What the task requires: Return the material exactly as supplied, apart from the pictures, which are omitted.

Material provided:
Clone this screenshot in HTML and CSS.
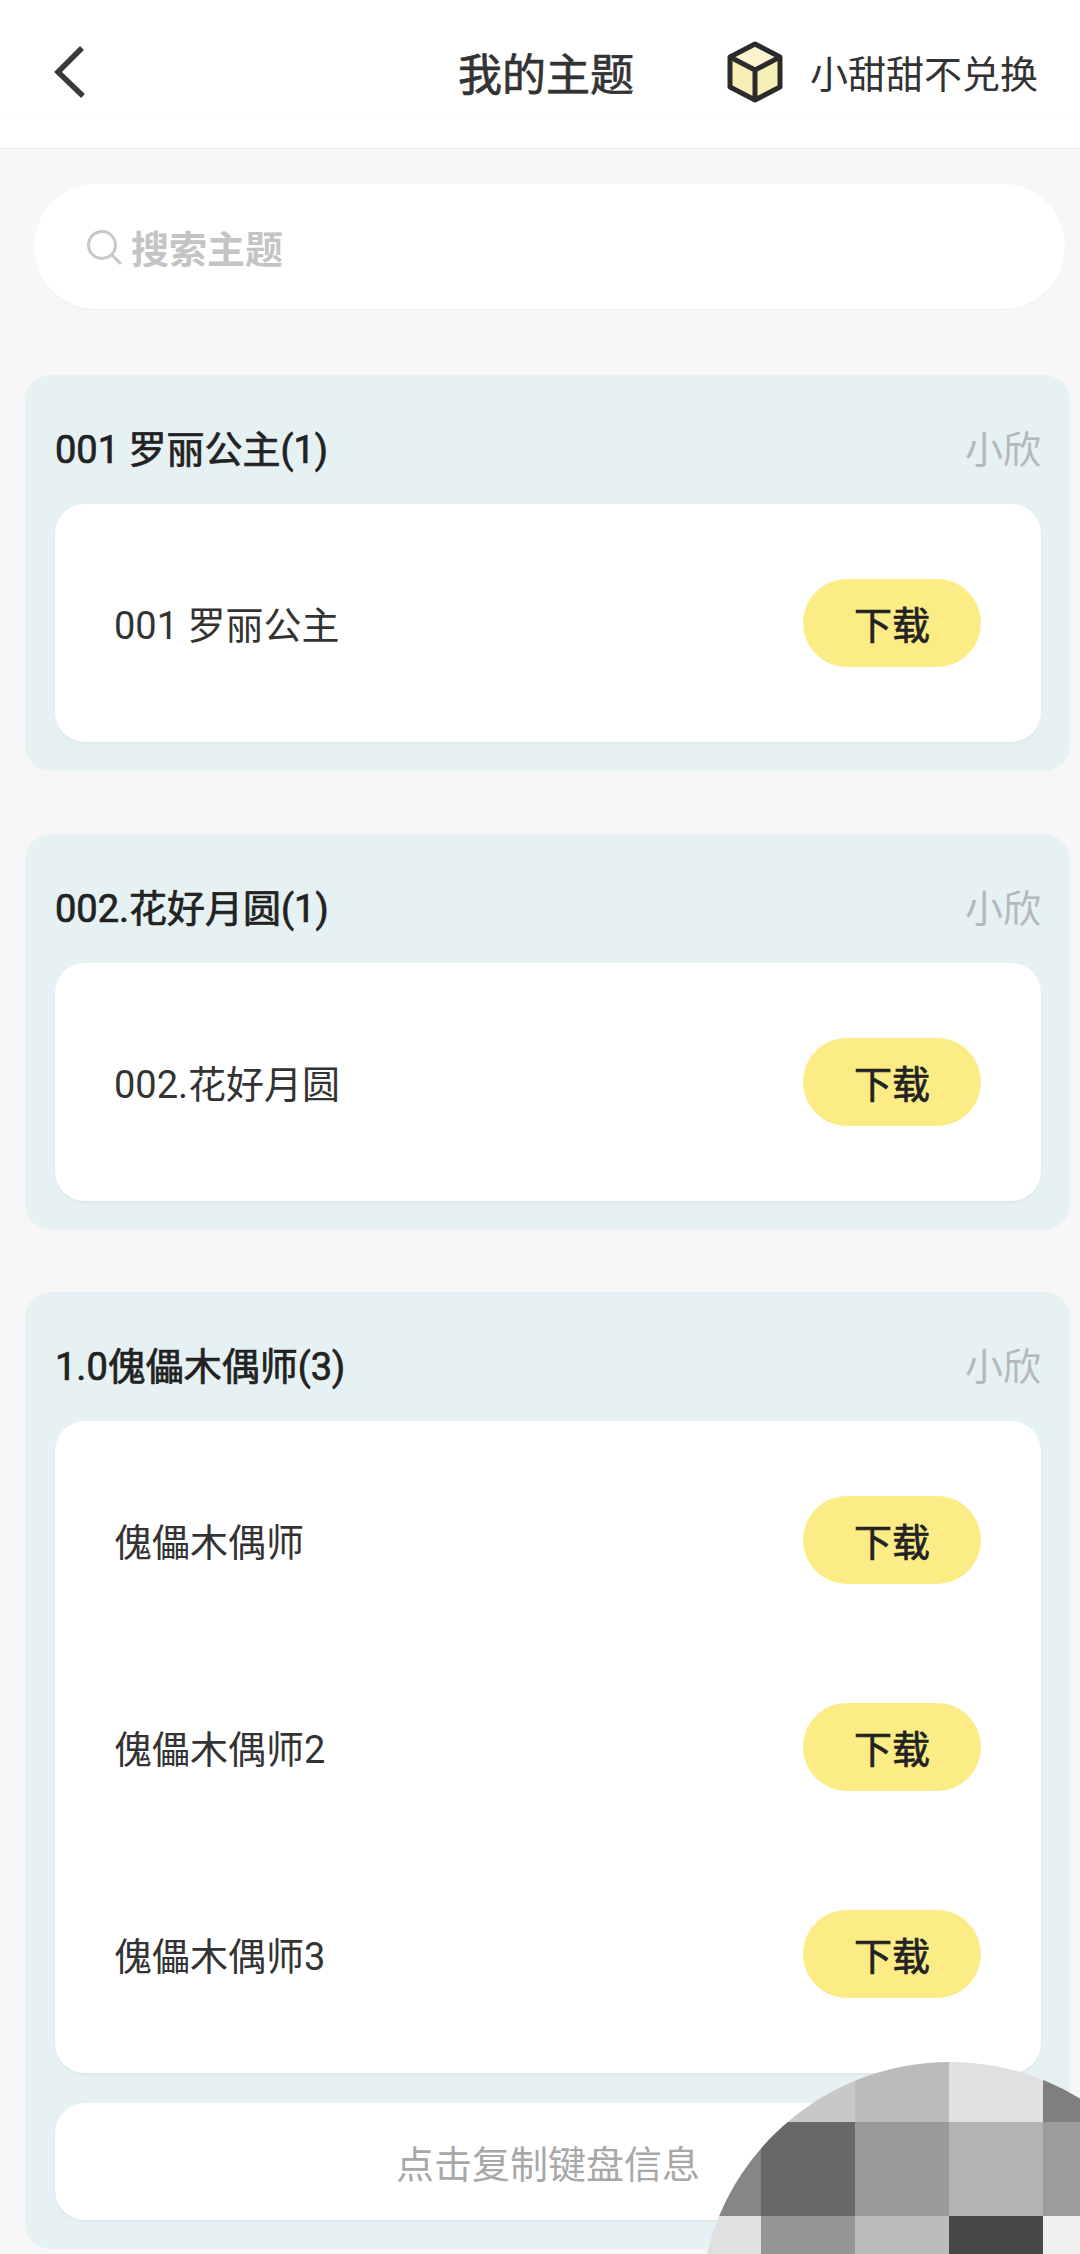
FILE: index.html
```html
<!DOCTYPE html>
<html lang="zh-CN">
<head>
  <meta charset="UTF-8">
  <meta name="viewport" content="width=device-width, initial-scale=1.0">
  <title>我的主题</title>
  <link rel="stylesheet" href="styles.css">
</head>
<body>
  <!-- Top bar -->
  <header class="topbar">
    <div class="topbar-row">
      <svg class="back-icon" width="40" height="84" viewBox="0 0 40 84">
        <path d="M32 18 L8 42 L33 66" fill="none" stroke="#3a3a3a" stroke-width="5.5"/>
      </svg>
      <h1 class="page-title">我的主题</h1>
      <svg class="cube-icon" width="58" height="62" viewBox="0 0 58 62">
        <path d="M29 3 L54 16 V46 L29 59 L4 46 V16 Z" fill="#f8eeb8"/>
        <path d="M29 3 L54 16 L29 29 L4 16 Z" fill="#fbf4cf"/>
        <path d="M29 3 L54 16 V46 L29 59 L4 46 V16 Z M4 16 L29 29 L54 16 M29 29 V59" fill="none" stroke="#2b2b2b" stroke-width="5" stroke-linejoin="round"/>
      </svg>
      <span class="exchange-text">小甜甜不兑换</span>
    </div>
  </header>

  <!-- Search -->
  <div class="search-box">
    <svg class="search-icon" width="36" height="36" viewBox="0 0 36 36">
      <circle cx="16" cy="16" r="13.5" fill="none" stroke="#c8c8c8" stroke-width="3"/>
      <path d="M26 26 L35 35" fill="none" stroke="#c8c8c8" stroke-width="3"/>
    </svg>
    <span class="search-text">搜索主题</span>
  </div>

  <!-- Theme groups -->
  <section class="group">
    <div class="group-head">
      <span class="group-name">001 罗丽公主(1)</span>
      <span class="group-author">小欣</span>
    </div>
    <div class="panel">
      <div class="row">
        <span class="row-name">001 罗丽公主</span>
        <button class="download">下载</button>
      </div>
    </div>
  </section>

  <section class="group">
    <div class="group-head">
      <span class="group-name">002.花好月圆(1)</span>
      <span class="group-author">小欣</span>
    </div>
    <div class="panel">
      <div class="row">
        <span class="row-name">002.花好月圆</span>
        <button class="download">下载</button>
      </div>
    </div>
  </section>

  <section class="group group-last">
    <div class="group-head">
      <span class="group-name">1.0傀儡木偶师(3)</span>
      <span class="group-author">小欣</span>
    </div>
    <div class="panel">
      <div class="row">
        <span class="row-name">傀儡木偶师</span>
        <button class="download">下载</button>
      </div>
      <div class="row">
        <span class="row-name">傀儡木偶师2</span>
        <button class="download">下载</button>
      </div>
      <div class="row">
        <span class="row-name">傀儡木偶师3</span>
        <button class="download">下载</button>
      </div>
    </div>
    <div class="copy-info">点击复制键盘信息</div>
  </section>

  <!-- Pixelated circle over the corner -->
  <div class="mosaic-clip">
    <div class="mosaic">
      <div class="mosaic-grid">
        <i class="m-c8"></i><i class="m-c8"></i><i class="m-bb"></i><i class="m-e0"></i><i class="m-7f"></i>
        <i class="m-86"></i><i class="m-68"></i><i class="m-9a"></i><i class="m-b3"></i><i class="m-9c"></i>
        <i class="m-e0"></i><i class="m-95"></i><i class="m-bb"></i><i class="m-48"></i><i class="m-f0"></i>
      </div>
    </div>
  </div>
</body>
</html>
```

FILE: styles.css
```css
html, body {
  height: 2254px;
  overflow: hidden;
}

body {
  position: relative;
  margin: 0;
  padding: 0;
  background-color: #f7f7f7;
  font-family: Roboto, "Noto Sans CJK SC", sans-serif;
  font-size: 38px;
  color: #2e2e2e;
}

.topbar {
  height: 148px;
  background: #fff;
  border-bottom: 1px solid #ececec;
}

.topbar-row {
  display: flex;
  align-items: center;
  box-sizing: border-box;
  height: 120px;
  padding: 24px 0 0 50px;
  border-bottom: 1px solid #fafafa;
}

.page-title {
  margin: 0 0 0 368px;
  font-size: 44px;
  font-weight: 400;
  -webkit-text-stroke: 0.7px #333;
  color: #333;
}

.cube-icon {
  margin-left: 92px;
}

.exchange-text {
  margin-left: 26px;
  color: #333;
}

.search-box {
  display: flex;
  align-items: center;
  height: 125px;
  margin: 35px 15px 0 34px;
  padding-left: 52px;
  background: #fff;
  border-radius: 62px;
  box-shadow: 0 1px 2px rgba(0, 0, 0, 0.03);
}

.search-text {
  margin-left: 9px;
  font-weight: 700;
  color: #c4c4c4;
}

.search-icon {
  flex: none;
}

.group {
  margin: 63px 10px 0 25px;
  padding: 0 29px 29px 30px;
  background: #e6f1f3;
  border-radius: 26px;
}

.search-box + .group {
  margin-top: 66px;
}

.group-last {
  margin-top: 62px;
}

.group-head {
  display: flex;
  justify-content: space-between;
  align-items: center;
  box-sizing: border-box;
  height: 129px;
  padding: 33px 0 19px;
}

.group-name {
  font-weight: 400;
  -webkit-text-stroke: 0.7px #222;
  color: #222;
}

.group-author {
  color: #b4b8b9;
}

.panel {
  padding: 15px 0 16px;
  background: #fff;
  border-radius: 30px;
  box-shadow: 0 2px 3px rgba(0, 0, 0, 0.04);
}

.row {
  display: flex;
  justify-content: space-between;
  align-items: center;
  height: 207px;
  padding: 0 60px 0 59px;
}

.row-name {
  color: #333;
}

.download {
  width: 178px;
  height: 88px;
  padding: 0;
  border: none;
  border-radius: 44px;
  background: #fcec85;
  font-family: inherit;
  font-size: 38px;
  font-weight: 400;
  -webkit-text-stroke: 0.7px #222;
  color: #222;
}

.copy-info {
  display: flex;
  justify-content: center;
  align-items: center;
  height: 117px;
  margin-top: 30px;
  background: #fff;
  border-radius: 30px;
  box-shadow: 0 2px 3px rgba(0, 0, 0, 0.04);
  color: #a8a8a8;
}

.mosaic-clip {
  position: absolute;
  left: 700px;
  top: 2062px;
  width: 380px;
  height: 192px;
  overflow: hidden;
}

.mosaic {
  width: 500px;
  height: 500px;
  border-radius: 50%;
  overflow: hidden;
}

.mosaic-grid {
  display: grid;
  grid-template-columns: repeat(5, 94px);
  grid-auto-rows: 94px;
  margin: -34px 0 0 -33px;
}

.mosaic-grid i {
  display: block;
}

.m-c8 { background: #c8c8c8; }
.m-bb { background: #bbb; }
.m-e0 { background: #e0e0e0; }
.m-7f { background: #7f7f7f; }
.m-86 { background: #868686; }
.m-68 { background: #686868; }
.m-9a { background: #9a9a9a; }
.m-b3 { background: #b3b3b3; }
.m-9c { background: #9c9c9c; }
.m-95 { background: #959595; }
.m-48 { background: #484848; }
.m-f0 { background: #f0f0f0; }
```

Response:
Clone this screenshot in HTML and CSS.
FILE: index.html
```html
<!DOCTYPE html>
<html lang="zh-CN">
<head>
  <meta charset="UTF-8">
  <meta name="viewport" content="width=device-width, initial-scale=1.0">
  <title>我的主题</title>
  <link rel="stylesheet" href="styles.css">
</head>
<body>
  <!-- Top bar -->
  <header class="topbar">
    <div class="topbar-row">
      <svg class="back-icon" width="40" height="84" viewBox="0 0 40 84">
        <path d="M32 18 L8 42 L33 66" fill="none" stroke="#3a3a3a" stroke-width="5.5"/>
      </svg>
      <h1 class="page-title">我的主题</h1>
      <svg class="cube-icon" width="58" height="62" viewBox="0 0 58 62">
        <path d="M29 3 L54 16 V46 L29 59 L4 46 V16 Z" fill="#f8eeb8"/>
        <path d="M29 3 L54 16 L29 29 L4 16 Z" fill="#fbf4cf"/>
        <path d="M29 3 L54 16 V46 L29 59 L4 46 V16 Z M4 16 L29 29 L54 16 M29 29 V59" fill="none" stroke="#2b2b2b" stroke-width="5" stroke-linejoin="round"/>
      </svg>
      <span class="exchange-text">小甜甜不兑换</span>
    </div>
  </header>

  <!-- Search -->
  <div class="search-box">
    <svg class="search-icon" width="36" height="36" viewBox="0 0 36 36">
      <circle cx="16" cy="16" r="13.5" fill="none" stroke="#c8c8c8" stroke-width="3"/>
      <path d="M26 26 L35 35" fill="none" stroke="#c8c8c8" stroke-width="3"/>
    </svg>
    <span class="search-text">搜索主题</span>
  </div>

  <!-- Theme groups -->
  <section class="group">
    <div class="group-head">
      <span class="group-name">001 罗丽公主(1)</span>
      <span class="group-author">小欣</span>
    </div>
    <div class="panel">
      <div class="row">
        <span class="row-name">001 罗丽公主</span>
        <button class="download">下载</button>
      </div>
    </div>
  </section>

  <section class="group">
    <div class="group-head">
      <span class="group-name">002.花好月圆(1)</span>
      <span class="group-author">小欣</span>
    </div>
    <div class="panel">
      <div class="row">
        <span class="row-name">002.花好月圆</span>
        <button class="download">下载</button>
      </div>
    </div>
  </section>

  <section class="group group-last">
    <div class="group-head">
      <span class="group-name">1.0傀儡木偶师(3)</span>
      <span class="group-author">小欣</span>
    </div>
    <div class="panel">
      <div class="row">
        <span class="row-name">傀儡木偶师</span>
        <button class="download">下载</button>
      </div>
      <div class="row">
        <span class="row-name">傀儡木偶师2</span>
        <button class="download">下载</button>
      </div>
      <div class="row">
        <span class="row-name">傀儡木偶师3</span>
        <button class="download">下载</button>
      </div>
    </div>
    <div class="copy-info">点击复制键盘信息</div>
  </section>

  <!-- Pixelated circle over the corner -->
  <div class="mosaic-clip">
    <div class="mosaic">
      <div class="mosaic-grid">
        <i class="m-c8"></i><i class="m-c8"></i><i class="m-bb"></i><i class="m-e0"></i><i class="m-7f"></i>
        <i class="m-86"></i><i class="m-68"></i><i class="m-9a"></i><i class="m-b3"></i><i class="m-9c"></i>
        <i class="m-e0"></i><i class="m-95"></i><i class="m-bb"></i><i class="m-48"></i><i class="m-f0"></i>
      </div>
    </div>
  </div>
</body>
</html>
```

FILE: styles.css
```css
html, body {
  height: 2254px;
  overflow: hidden;
}

body {
  position: relative;
  margin: 0;
  padding: 0;
  background-color: #f7f7f7;
  font-family: Roboto, "Noto Sans CJK SC", sans-serif;
  font-size: 38px;
  color: #2e2e2e;
}

.topbar {
  height: 148px;
  background: #fff;
  border-bottom: 1px solid #ececec;
}

.topbar-row {
  display: flex;
  align-items: center;
  box-sizing: border-box;
  height: 120px;
  padding: 24px 0 0 50px;
  border-bottom: 1px solid #fafafa;
}

.page-title {
  margin: 0 0 0 368px;
  font-size: 44px;
  font-weight: 400;
  -webkit-text-stroke: 0.7px #333;
  color: #333;
}

.cube-icon {
  margin-left: 92px;
}

.exchange-text {
  margin-left: 26px;
  color: #333;
}

.search-box {
  display: flex;
  align-items: center;
  height: 125px;
  margin: 35px 15px 0 34px;
  padding-left: 52px;
  background: #fff;
  border-radius: 62px;
  box-shadow: 0 1px 2px rgba(0, 0, 0, 0.03);
}

.search-text {
  margin-left: 9px;
  font-weight: 700;
  color: #c4c4c4;
}

.search-icon {
  flex: none;
}

.group {
  margin: 63px 10px 0 25px;
  padding: 0 29px 29px 30px;
  background: #e6f1f3;
  border-radius: 26px;
}

.search-box + .group {
  margin-top: 66px;
}

.group-last {
  margin-top: 62px;
}

.group-head {
  display: flex;
  justify-content: space-between;
  align-items: center;
  box-sizing: border-box;
  height: 129px;
  padding: 33px 0 19px;
}

.group-name {
  font-weight: 400;
  -webkit-text-stroke: 0.7px #222;
  color: #222;
}

.group-author {
  color: #b4b8b9;
}

.panel {
  padding: 15px 0 16px;
  background: #fff;
  border-radius: 30px;
  box-shadow: 0 2px 3px rgba(0, 0, 0, 0.04);
}

.row {
  display: flex;
  justify-content: space-between;
  align-items: center;
  height: 207px;
  padding: 0 60px 0 59px;
}

.row-name {
  color: #333;
}

.download {
  width: 178px;
  height: 88px;
  padding: 0;
  border: none;
  border-radius: 44px;
  background: #fcec85;
  font-family: inherit;
  font-size: 38px;
  font-weight: 400;
  -webkit-text-stroke: 0.7px #222;
  color: #222;
}

.copy-info {
  display: flex;
  justify-content: center;
  align-items: center;
  height: 117px;
  margin-top: 30px;
  background: #fff;
  border-radius: 30px;
  box-shadow: 0 2px 3px rgba(0, 0, 0, 0.04);
  color: #a8a8a8;
}

.mosaic-clip {
  position: absolute;
  left: 700px;
  top: 2062px;
  width: 380px;
  height: 192px;
  overflow: hidden;
}

.mosaic {
  width: 500px;
  height: 500px;
  border-radius: 50%;
  overflow: hidden;
}

.mosaic-grid {
  display: grid;
  grid-template-columns: repeat(5, 94px);
  grid-auto-rows: 94px;
  margin: -34px 0 0 -33px;
}

.mosaic-grid i {
  display: block;
}

.m-c8 { background: #c8c8c8; }
.m-bb { background: #bbb; }
.m-e0 { background: #e0e0e0; }
.m-7f { background: #7f7f7f; }
.m-86 { background: #868686; }
.m-68 { background: #686868; }
.m-9a { background: #9a9a9a; }
.m-b3 { background: #b3b3b3; }
.m-9c { background: #9c9c9c; }
.m-95 { background: #959595; }
.m-48 { background: #484848; }
.m-f0 { background: #f0f0f0; }
```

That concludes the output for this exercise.